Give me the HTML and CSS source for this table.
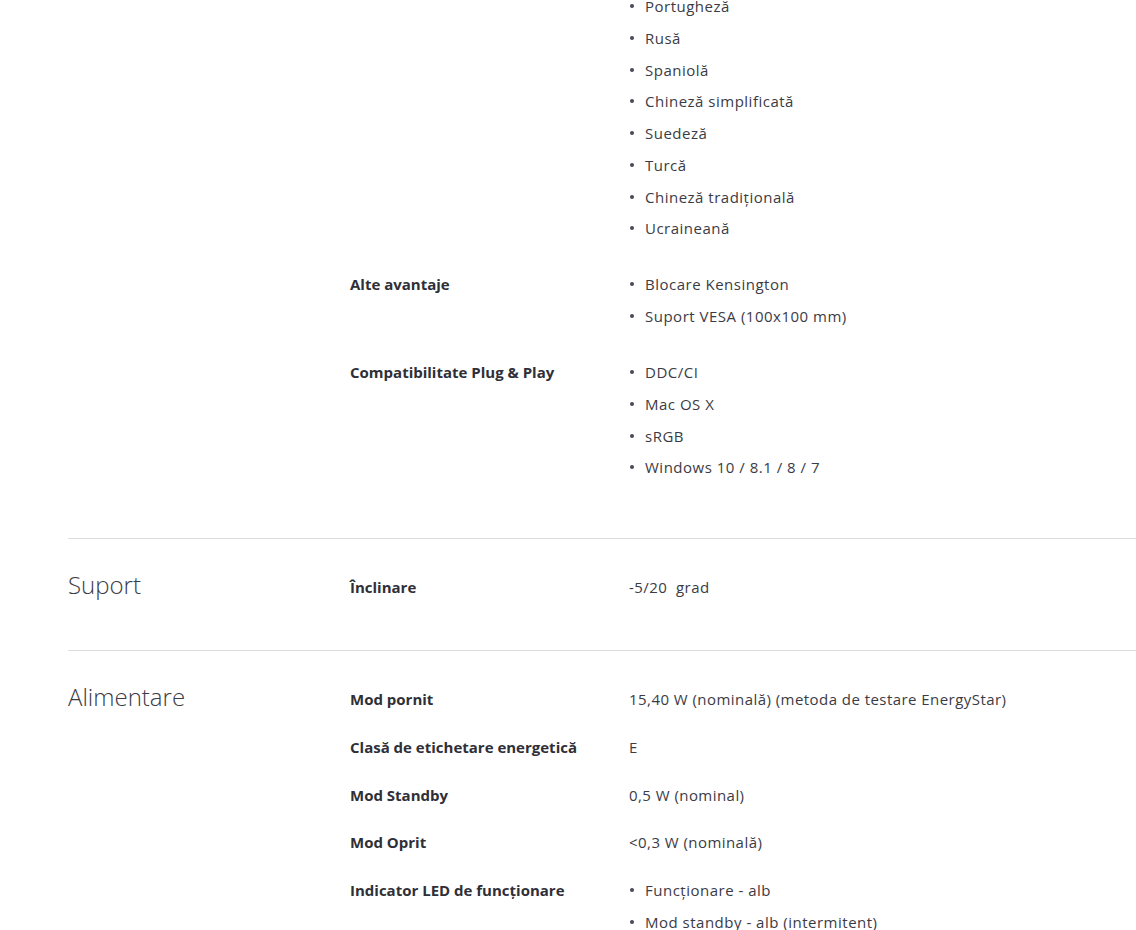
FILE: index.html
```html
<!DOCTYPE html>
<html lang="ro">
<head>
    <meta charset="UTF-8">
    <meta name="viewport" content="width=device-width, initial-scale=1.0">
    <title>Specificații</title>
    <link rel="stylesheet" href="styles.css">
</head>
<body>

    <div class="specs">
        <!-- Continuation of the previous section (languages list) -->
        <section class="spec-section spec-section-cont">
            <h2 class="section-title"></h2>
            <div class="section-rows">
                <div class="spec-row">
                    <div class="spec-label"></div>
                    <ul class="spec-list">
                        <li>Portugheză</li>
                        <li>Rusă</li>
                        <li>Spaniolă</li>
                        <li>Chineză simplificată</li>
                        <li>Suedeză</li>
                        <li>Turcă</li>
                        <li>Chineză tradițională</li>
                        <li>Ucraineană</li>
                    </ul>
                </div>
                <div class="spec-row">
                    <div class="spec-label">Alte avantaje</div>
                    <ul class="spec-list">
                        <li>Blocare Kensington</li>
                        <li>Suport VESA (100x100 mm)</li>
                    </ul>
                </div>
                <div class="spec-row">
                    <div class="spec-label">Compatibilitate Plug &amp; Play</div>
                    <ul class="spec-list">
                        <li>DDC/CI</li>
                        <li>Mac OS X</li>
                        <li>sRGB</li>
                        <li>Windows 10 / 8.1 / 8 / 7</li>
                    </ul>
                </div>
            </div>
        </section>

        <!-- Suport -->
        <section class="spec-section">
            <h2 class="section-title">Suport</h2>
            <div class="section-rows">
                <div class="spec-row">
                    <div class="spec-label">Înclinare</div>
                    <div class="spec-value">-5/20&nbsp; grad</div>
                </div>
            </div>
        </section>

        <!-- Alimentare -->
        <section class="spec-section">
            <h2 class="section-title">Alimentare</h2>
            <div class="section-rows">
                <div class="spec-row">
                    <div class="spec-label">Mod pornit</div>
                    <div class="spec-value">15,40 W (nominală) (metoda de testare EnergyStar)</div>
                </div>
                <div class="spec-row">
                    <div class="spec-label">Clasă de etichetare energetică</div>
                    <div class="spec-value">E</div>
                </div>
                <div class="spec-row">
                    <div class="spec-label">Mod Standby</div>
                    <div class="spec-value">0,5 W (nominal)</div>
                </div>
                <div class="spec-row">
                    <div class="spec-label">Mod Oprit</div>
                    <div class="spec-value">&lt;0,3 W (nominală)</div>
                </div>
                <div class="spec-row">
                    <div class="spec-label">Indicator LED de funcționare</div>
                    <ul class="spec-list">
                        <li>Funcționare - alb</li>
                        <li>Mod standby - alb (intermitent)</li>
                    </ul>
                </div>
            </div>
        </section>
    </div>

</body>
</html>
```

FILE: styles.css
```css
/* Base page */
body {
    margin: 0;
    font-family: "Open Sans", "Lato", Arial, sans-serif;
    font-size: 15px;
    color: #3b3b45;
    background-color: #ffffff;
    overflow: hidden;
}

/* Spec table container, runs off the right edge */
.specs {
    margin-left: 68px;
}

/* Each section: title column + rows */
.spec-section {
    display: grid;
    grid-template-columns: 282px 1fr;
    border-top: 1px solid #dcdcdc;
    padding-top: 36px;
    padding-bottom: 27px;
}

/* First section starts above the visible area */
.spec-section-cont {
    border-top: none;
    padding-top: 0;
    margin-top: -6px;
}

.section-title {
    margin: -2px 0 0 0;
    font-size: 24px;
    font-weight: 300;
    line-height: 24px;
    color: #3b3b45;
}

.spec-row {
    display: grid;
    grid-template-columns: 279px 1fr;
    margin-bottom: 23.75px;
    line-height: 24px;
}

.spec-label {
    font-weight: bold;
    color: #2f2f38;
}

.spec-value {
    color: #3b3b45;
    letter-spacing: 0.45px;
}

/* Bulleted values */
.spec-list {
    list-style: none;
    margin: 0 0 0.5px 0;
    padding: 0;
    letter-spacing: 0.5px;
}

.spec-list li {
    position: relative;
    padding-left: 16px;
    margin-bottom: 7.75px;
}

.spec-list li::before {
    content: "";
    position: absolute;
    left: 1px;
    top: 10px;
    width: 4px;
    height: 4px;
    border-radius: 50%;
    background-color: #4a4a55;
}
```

########################################

### [EXERCISE DETAILS]
Identify which lines contain the word "table" and copy each one.

### [REPLY TO THE TASK]
Give me the HTML and CSS source for this table.
/* Spec table container, runs off the right edge */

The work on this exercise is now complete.